### AIM:
Write out the material exactly. Do not include the pictures.
-- Start SOURCE DATA --
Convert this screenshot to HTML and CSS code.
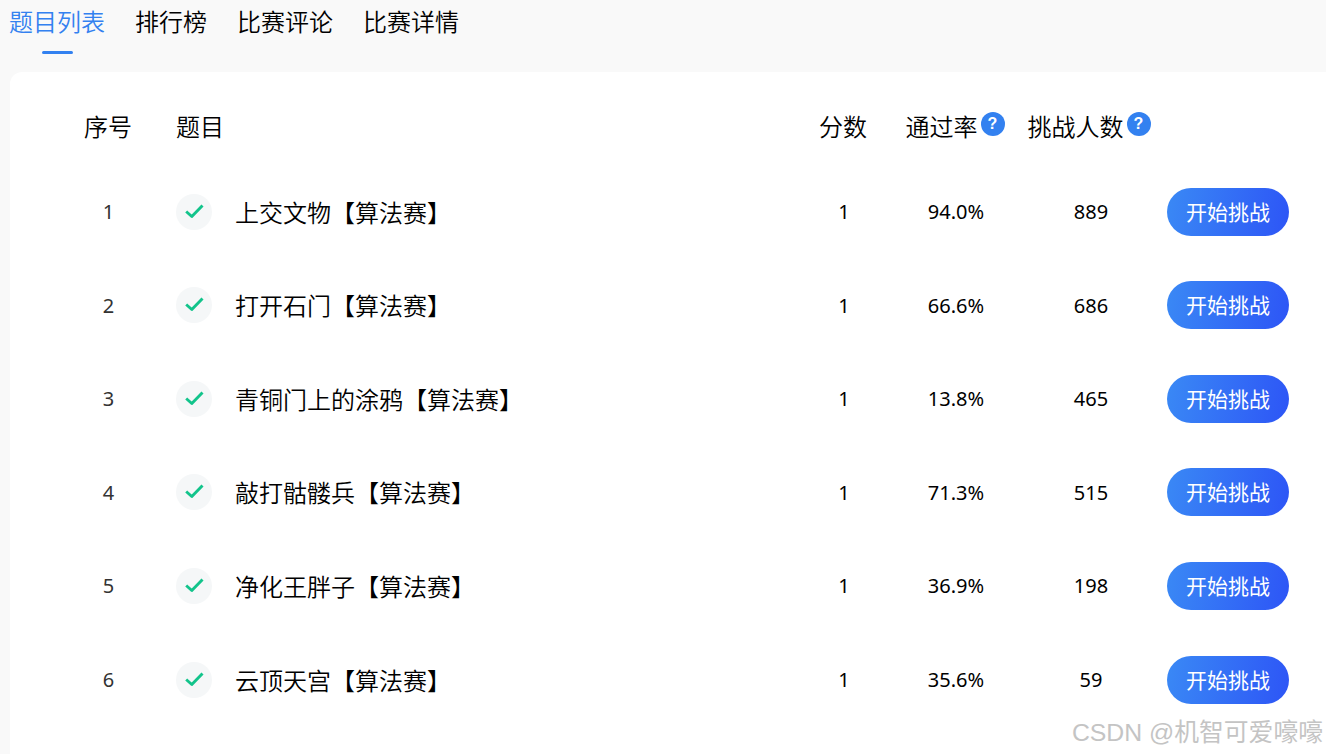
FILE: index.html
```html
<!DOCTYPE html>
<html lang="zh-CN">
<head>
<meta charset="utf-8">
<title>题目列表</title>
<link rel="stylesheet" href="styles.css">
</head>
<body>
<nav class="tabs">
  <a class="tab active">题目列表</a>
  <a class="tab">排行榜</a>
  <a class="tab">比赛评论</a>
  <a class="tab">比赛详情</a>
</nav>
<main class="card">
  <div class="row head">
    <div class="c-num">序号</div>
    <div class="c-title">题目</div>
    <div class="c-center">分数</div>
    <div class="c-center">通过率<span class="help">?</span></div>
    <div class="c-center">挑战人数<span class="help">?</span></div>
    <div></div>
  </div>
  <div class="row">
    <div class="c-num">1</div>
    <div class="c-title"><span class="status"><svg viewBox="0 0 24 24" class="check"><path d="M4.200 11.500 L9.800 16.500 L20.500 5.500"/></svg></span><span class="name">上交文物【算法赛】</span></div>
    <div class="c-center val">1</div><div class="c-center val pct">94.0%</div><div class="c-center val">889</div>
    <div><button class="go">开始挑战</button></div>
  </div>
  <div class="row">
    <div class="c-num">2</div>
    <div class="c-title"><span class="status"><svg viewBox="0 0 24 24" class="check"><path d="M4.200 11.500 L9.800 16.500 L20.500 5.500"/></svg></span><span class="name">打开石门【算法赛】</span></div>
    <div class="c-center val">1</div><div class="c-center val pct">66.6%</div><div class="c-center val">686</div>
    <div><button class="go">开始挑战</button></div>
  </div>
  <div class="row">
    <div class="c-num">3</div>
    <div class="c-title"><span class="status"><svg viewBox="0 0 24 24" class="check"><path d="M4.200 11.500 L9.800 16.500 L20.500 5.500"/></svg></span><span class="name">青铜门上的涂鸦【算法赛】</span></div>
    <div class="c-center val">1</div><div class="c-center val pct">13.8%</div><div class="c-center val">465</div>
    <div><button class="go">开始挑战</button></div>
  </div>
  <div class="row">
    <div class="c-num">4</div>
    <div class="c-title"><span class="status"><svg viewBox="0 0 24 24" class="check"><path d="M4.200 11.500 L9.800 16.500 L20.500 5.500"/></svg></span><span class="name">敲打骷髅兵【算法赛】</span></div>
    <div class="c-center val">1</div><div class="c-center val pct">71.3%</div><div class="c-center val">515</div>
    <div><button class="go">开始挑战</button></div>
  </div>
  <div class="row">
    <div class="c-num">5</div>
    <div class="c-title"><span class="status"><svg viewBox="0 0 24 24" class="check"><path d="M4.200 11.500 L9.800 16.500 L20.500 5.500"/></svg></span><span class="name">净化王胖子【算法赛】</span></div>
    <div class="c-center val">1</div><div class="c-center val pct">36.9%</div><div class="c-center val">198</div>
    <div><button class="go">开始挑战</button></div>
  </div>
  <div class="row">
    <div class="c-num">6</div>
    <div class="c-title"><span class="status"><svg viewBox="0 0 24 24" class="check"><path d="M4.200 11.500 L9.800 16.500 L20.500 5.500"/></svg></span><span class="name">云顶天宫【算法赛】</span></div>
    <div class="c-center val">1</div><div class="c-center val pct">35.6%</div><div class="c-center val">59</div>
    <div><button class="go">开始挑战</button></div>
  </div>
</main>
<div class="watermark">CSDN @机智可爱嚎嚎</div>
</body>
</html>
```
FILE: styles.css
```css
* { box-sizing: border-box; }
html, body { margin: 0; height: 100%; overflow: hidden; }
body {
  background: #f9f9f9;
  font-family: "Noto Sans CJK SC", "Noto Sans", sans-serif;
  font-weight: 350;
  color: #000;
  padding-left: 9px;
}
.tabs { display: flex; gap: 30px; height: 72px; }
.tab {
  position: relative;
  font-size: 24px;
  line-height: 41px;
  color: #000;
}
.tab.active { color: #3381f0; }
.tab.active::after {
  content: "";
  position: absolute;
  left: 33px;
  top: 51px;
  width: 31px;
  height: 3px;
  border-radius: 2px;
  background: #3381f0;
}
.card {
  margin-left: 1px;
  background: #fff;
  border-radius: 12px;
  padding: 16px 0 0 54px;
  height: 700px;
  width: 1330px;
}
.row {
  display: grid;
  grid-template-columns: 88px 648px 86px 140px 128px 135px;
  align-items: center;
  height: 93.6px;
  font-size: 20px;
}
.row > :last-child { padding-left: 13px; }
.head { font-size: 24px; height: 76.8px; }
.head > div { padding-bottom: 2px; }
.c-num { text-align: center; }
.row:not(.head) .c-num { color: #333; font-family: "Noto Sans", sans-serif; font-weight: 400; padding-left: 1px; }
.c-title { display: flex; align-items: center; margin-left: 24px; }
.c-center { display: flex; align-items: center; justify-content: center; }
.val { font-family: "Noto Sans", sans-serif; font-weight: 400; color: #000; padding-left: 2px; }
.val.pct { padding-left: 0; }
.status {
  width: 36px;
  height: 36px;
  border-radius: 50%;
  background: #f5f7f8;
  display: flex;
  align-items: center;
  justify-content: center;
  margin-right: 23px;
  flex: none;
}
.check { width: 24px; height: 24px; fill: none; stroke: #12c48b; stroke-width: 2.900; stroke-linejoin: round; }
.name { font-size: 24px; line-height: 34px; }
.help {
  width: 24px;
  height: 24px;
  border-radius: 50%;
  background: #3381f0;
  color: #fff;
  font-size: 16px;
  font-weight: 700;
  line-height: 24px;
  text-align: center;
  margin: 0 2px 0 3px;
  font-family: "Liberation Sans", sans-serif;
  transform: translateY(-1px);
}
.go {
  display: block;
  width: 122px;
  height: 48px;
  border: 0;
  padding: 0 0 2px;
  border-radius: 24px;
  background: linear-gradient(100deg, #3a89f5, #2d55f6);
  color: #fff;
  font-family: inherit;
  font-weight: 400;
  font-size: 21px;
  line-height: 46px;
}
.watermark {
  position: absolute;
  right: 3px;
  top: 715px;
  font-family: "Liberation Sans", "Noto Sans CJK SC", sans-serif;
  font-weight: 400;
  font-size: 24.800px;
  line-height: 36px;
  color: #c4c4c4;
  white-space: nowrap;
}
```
-- End SOURCE DATA --
### RESULT FOR THIS TASK:
Convert this screenshot to HTML and CSS code.
FILE: index.html
```html
<!DOCTYPE html>
<html lang="zh-CN">
<head>
<meta charset="utf-8">
<title>题目列表</title>
<link rel="stylesheet" href="styles.css">
</head>
<body>
<nav class="tabs">
  <a class="tab active">题目列表</a>
  <a class="tab">排行榜</a>
  <a class="tab">比赛评论</a>
  <a class="tab">比赛详情</a>
</nav>
<main class="card">
  <div class="row head">
    <div class="c-num">序号</div>
    <div class="c-title">题目</div>
    <div class="c-center">分数</div>
    <div class="c-center">通过率<span class="help">?</span></div>
    <div class="c-center">挑战人数<span class="help">?</span></div>
    <div></div>
  </div>
  <div class="row">
    <div class="c-num">1</div>
    <div class="c-title"><span class="status"><svg viewBox="0 0 24 24" class="check"><path d="M4.200 11.500 L9.800 16.500 L20.500 5.500"/></svg></span><span class="name">上交文物【算法赛】</span></div>
    <div class="c-center val">1</div><div class="c-center val pct">94.0%</div><div class="c-center val">889</div>
    <div><button class="go">开始挑战</button></div>
  </div>
  <div class="row">
    <div class="c-num">2</div>
    <div class="c-title"><span class="status"><svg viewBox="0 0 24 24" class="check"><path d="M4.200 11.500 L9.800 16.500 L20.500 5.500"/></svg></span><span class="name">打开石门【算法赛】</span></div>
    <div class="c-center val">1</div><div class="c-center val pct">66.6%</div><div class="c-center val">686</div>
    <div><button class="go">开始挑战</button></div>
  </div>
  <div class="row">
    <div class="c-num">3</div>
    <div class="c-title"><span class="status"><svg viewBox="0 0 24 24" class="check"><path d="M4.200 11.500 L9.800 16.500 L20.500 5.500"/></svg></span><span class="name">青铜门上的涂鸦【算法赛】</span></div>
    <div class="c-center val">1</div><div class="c-center val pct">13.8%</div><div class="c-center val">465</div>
    <div><button class="go">开始挑战</button></div>
  </div>
  <div class="row">
    <div class="c-num">4</div>
    <div class="c-title"><span class="status"><svg viewBox="0 0 24 24" class="check"><path d="M4.200 11.500 L9.800 16.500 L20.500 5.500"/></svg></span><span class="name">敲打骷髅兵【算法赛】</span></div>
    <div class="c-center val">1</div><div class="c-center val pct">71.3%</div><div class="c-center val">515</div>
    <div><button class="go">开始挑战</button></div>
  </div>
  <div class="row">
    <div class="c-num">5</div>
    <div class="c-title"><span class="status"><svg viewBox="0 0 24 24" class="check"><path d="M4.200 11.500 L9.800 16.500 L20.500 5.500"/></svg></span><span class="name">净化王胖子【算法赛】</span></div>
    <div class="c-center val">1</div><div class="c-center val pct">36.9%</div><div class="c-center val">198</div>
    <div><button class="go">开始挑战</button></div>
  </div>
  <div class="row">
    <div class="c-num">6</div>
    <div class="c-title"><span class="status"><svg viewBox="0 0 24 24" class="check"><path d="M4.200 11.500 L9.800 16.500 L20.500 5.500"/></svg></span><span class="name">云顶天宫【算法赛】</span></div>
    <div class="c-center val">1</div><div class="c-center val pct">35.6%</div><div class="c-center val">59</div>
    <div><button class="go">开始挑战</button></div>
  </div>
</main>
<div class="watermark">CSDN @机智可爱嚎嚎</div>
</body>
</html>
```
FILE: styles.css
```css
* { box-sizing: border-box; }
html, body { margin: 0; height: 100%; overflow: hidden; }
body {
  background: #f9f9f9;
  font-family: "Noto Sans CJK SC", "Noto Sans", sans-serif;
  font-weight: 350;
  color: #000;
  padding-left: 9px;
}
.tabs { display: flex; gap: 30px; height: 72px; }
.tab {
  position: relative;
  font-size: 24px;
  line-height: 41px;
  color: #000;
}
.tab.active { color: #3381f0; }
.tab.active::after {
  content: "";
  position: absolute;
  left: 33px;
  top: 51px;
  width: 31px;
  height: 3px;
  border-radius: 2px;
  background: #3381f0;
}
.card {
  margin-left: 1px;
  background: #fff;
  border-radius: 12px;
  padding: 16px 0 0 54px;
  height: 700px;
  width: 1330px;
}
.row {
  display: grid;
  grid-template-columns: 88px 648px 86px 140px 128px 135px;
  align-items: center;
  height: 93.6px;
  font-size: 20px;
}
.row > :last-child { padding-left: 13px; }
.head { font-size: 24px; height: 76.8px; }
.head > div { padding-bottom: 2px; }
.c-num { text-align: center; }
.row:not(.head) .c-num { color: #333; font-family: "Noto Sans", sans-serif; font-weight: 400; padding-left: 1px; }
.c-title { display: flex; align-items: center; margin-left: 24px; }
.c-center { display: flex; align-items: center; justify-content: center; }
.val { font-family: "Noto Sans", sans-serif; font-weight: 400; color: #000; padding-left: 2px; }
.val.pct { padding-left: 0; }
.status {
  width: 36px;
  height: 36px;
  border-radius: 50%;
  background: #f5f7f8;
  display: flex;
  align-items: center;
  justify-content: center;
  margin-right: 23px;
  flex: none;
}
.check { width: 24px; height: 24px; fill: none; stroke: #12c48b; stroke-width: 2.900; stroke-linejoin: round; }
.name { font-size: 24px; line-height: 34px; }
.help {
  width: 24px;
  height: 24px;
  border-radius: 50%;
  background: #3381f0;
  color: #fff;
  font-size: 16px;
  font-weight: 700;
  line-height: 24px;
  text-align: center;
  margin: 0 2px 0 3px;
  font-family: "Liberation Sans", sans-serif;
  transform: translateY(-1px);
}
.go {
  display: block;
  width: 122px;
  height: 48px;
  border: 0;
  padding: 0 0 2px;
  border-radius: 24px;
  background: linear-gradient(100deg, #3a89f5, #2d55f6);
  color: #fff;
  font-family: inherit;
  font-weight: 400;
  font-size: 21px;
  line-height: 46px;
}
.watermark {
  position: absolute;
  right: 3px;
  top: 715px;
  font-family: "Liberation Sans", "Noto Sans CJK SC", sans-serif;
  font-weight: 400;
  font-size: 24.800px;
  line-height: 36px;
  color: #c4c4c4;
  white-space: nowrap;
}
```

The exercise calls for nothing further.